Memang benar bahwa; dalam pemahaman bisnis sebagai suatu kegiatan di antara manusia yang menyangkut memproduksi, menjual, dan membeli barang dan jasa untuk ‘memenuhi kebutuhan masyarakat’, keuntungan tetap tak tertangguhkan sebagai keharusan dalam bisnis.Keuntungan merupakan tujuan niscaya dari bisnis; fair dan wajar. Namun, keuntungan bukanlah tujuan utama bisnis. Tujuan utama bisnis, sebagaimana diungkapkan oleh Adam Smith, ialah bukan untuk mencari keuntungan melainkan untuk memenuhi kebutuhan hidup orang lain, dan hanya lewat itu seseorang bisa memperoleh apa yang dibutuhkannya. “Berikanlah apa yang saya inginkan, dan Anda akan memperoleh [dariku] ini yang Anda inginkan Keuntungan hanya dilihat sebagai konsekuensi logis dari kegiatan bisnis; yaitu, dengan memenuhi kebutuhan masyarakat secara baik, keuntungan akan datang dengan sendirinya. Masyarakat akan merasa terikat dengan membeli barang dan jasa yang ditawarkan oleh perusahaan yang memenuhi kebutuhan mereka dengan mutu dan harga yang baik.

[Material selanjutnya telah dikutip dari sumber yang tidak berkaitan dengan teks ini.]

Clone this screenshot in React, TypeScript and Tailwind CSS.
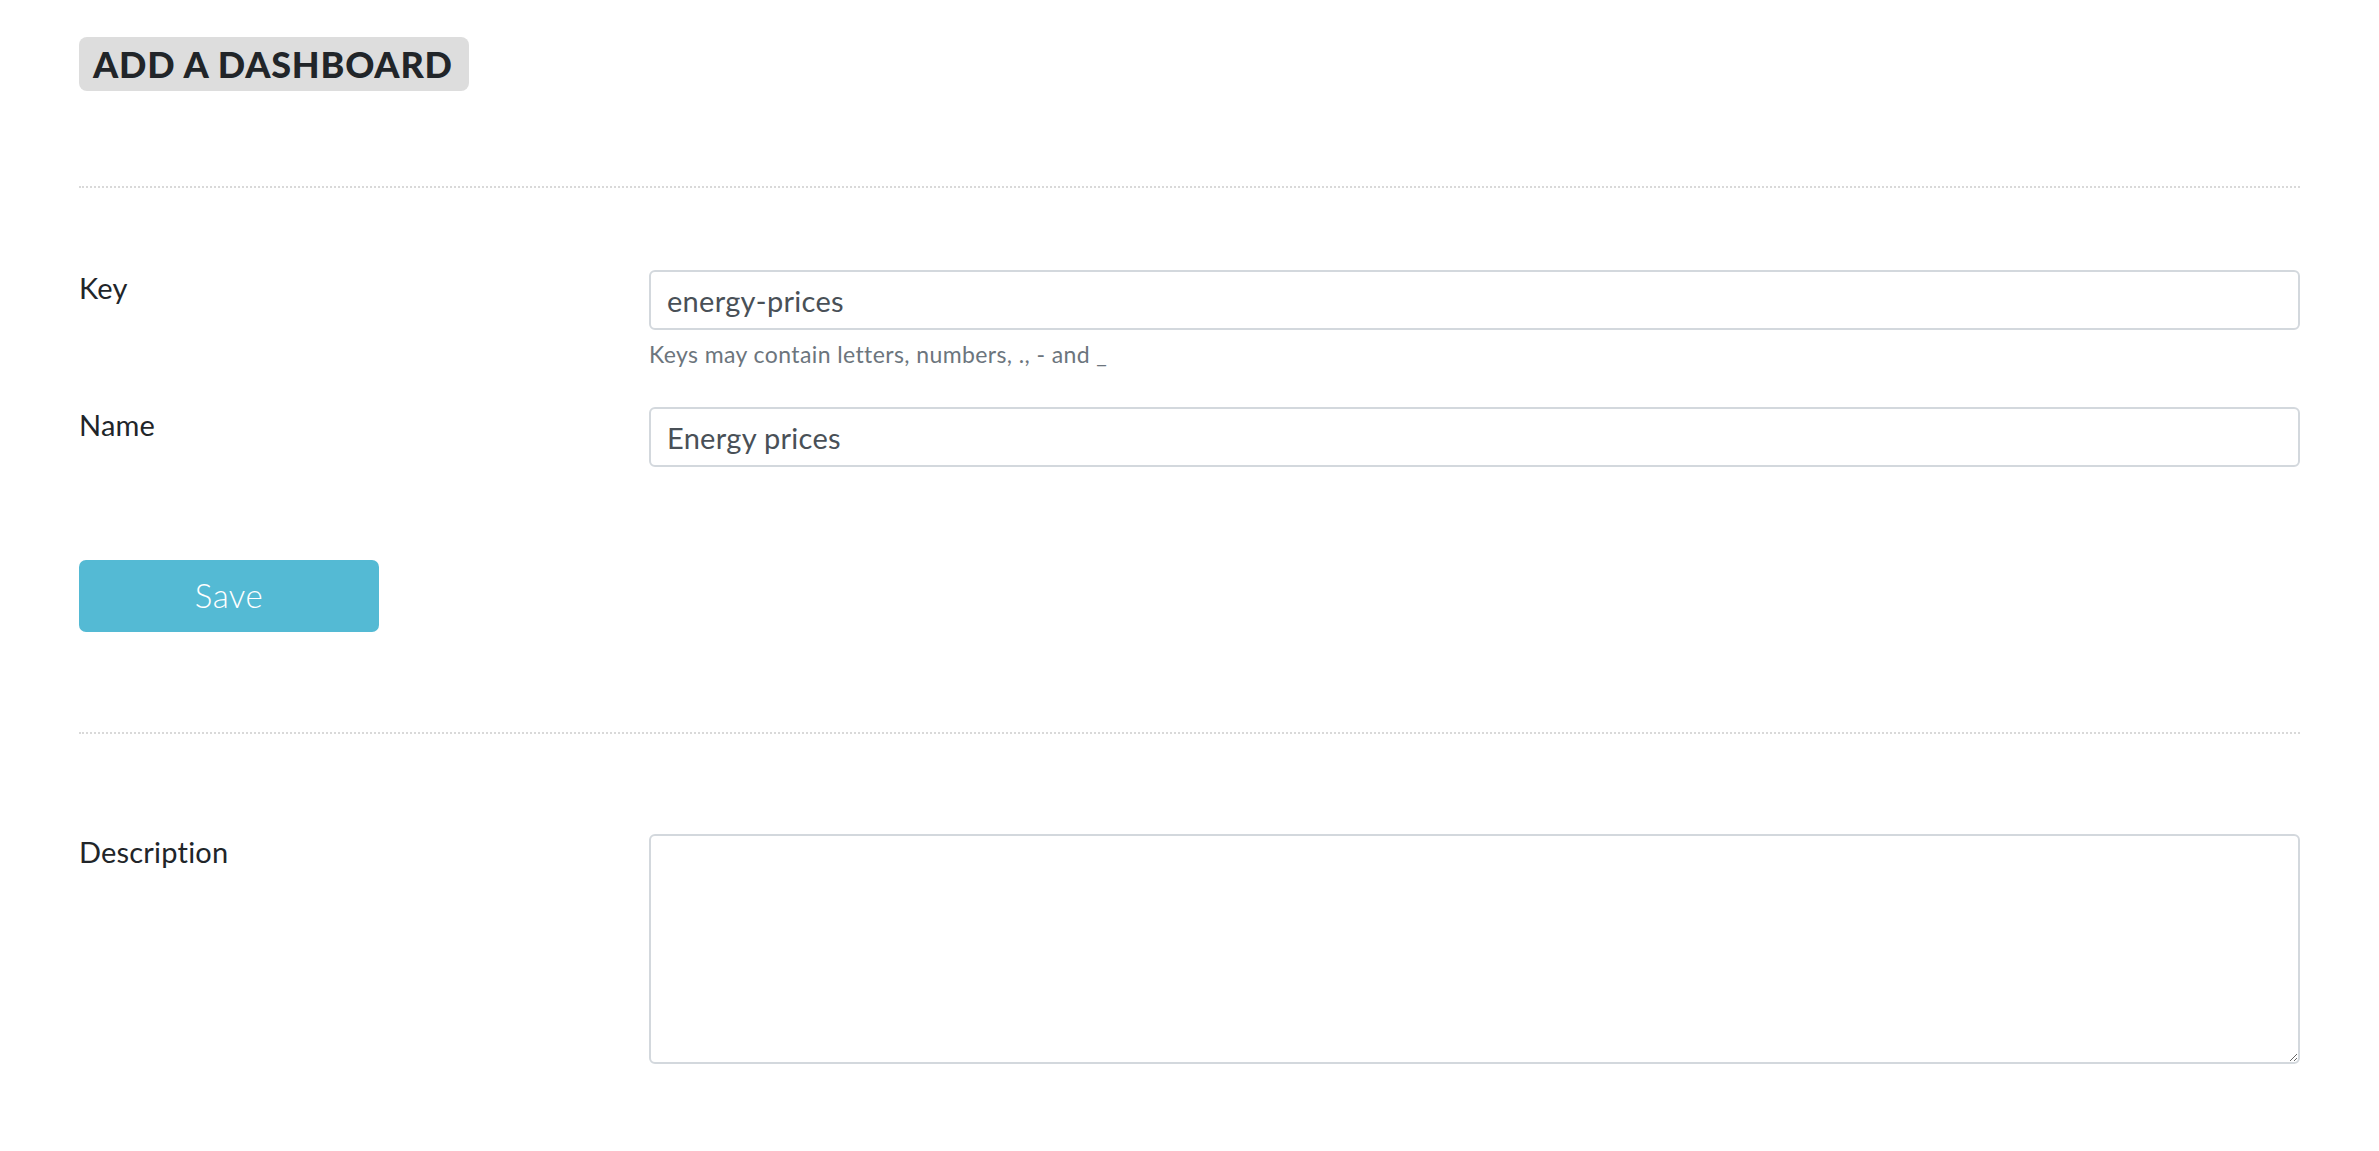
import React from 'react';

const Divider = () => <div className="border-t-2 border-dotted border-[#d9d9d9] w-full" />;

interface FieldRowProps {
  label: string;
  children: React.ReactNode;
}

const FieldRow: React.FC<FieldRowProps> = ({ label, children }) => (
  <div className="flex">
    <label className="w-[570px] shrink-0 text-[29px] leading-[36px] tracking-[0.2px] text-[#212529]">{label}</label>
    <div className="flex-1">{children}</div>
  </div>
);

export default function App() {
  return (
    <div className="min-h-screen bg-white px-[79px] pt-[37px] font-['Lato',sans-serif] text-[#212529]">
      <h1 className="inline-block h-[54px] rounded-[8px] bg-[#dddddd] pl-[14px] pr-[16px] text-[36px] font-black leading-[54px] tracking-[0.8px] text-[#212529]">
        ADD A DASHBOARD
      </h1>

      <div className="mt-[95px]">
        <Divider />
      </div>

      <div className="mt-[82px] flex flex-col">
        <FieldRow label="Key">
          <input
            type="text"
            defaultValue="energy-prices"
            className="block h-[60px] w-full rounded-[6px] border-2 border-[#d3d8dd] bg-white px-[16px] text-[29px] tracking-[0.3px] text-[#495057] outline-none"
          />
          <p className="mt-[8px] text-[23px] leading-[33px] tracking-[0.4px] text-[#6c757d]">Keys may contain letters, numbers, ., - and _</p>
        </FieldRow>

        <div className="mt-[36px]">
          <FieldRow label="Name">
            <input
              type="text"
              defaultValue="Energy prices"
              className="block h-[60px] w-full rounded-[6px] border-2 border-[#d3d8dd] bg-white px-[16px] text-[29px] tracking-[0.3px] text-[#495057] outline-none"
            />
          </FieldRow>
        </div>

        <div className="mt-[93px]">
          <button className="h-[72px] w-[300px] rounded-[7px] bg-[#54bad4] text-[33px] font-light tracking-[0.5px] text-white">Save</button>
        </div>
      </div>

      <div className="mt-[100px]">
        <Divider />
      </div>

      <div className="mt-[100px]">
        <FieldRow label="Description">
          <textarea className="block h-[230px] w-full rounded-[6px] border-2 border-[#d3d8dd] bg-white px-[16px] py-[10px] text-[29px] text-[#495057] outline-none" />
        </FieldRow>
      </div>
    </div>
  );
}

Di samping itu, bisnis sebagai praksis, merupakan kegiatan individu. Bisnis menjadi ruang tempat individu beraktivitas dengan lingkungan dan sesamanya dalam bidang bisnis. Oleh karena kegiatan bisnis adalah kegiatan manusia, maka bisnis dapat dan memang pada tempatnya untuk dinilai dari sudut pandang moral, dari sudut pandang baik buruknya tindakan manusia bisnis sejauh sebagai manusia, persis sama seperti semua kegiatana manusia lainnya juga dinilai dari sudut pandang moral. Dengan demikian, bisnis tidak lepas dari etika yang merupakan refleksi kritis atas manusia yang bertindak.

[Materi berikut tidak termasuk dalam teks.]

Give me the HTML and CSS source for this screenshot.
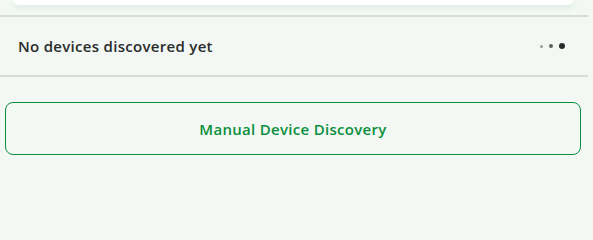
FILE: index.html
```html
<!DOCTYPE html>
<html>
<head>
<meta charset="utf-8">
<link rel="stylesheet" href="styles.css">
</head>
<body>
<div class="page">
  <div class="card-wrap"><div class="card"></div></div>
  <div class="device-row">
    <span class="device-label">No devices discovered yet</span>
    <span class="dots"><i class="d1"></i><i class="d2"></i><i class="d3"></i></span>
  </div>
  <div class="actions">
    <button class="manual-btn">Manual Device Discovery</button>
  </div>
</div>
</body>
</html>
```
FILE: styles.css
```css
html, body {
  margin: 0;
  padding: 0;
  background: #f3f8f4;
  font-family: "Open Sans", Lato, sans-serif;
}
.page {
  width: 588px;
}
.card-wrap {
  height: 15px;
  padding: 0 15px 0 13px;
  overflow: hidden;
}
.card {
  height: 5px;
  background: #ffffff;
  border-radius: 0 0 12px 12px;
  box-shadow: 0 2px 6px rgba(150, 200, 170, 0.35);
}
.device-row {
  display: flex;
  align-items: center;
  justify-content: space-between;
  height: 58px;
  padding: 0 23px 0 18px;
  border-top: 2px solid #d6ddd8;
  border-bottom: 2px solid #d6ddd8;
}
.device-label {
  font-size: 15px;
  font-weight: 600;
  letter-spacing: 0.3px;
  color: #2a2c2b;
}
.dots {
  display: flex;
  align-items: center;
  gap: 6px;
}
.dots i {
  display: block;
  border-radius: 50%;
}
.d1 { width: 3px; height: 3px; background: #9a9d9b; }
.d2 { width: 4px; height: 4px; background: #5e6260; }
.d3 { width: 6px; height: 6px; background: #2a2c2b; }
.actions {
  padding: 25px 8px 0 5px;
}
.manual-btn {
  display: block;
  width: 576px;
  height: 53px;
  background: transparent;
  border: 1px solid #0b8f3d;
  border-radius: 8px;
  color: #0b8f3d;
  font-family: "Open Sans", Lato, sans-serif;
  font-size: 15px;
  font-weight: 600;
  letter-spacing: 0.3px;
  cursor: pointer;
}
```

Dengan demikian, bisnis memiliki etika. Hal ini juga berarti bisnis memiliki prinsip-prinsip etika (terapan atau profesi), yang merupakan penerapan prinsip etika pada umumnya—tanpa melupakan kekhasan sisem nilai dari setiap masyarakat bisnis Dan dalam hal ini, operasional dari prinsip-prinsip atau nilai-nilai moral dunia bisnis itu termanifestasikan dan tersalurkan lewat apa yang disebut ‘budaya organisasi’/’budaya perusahaan’ (corporate culture) atau etos bisnis.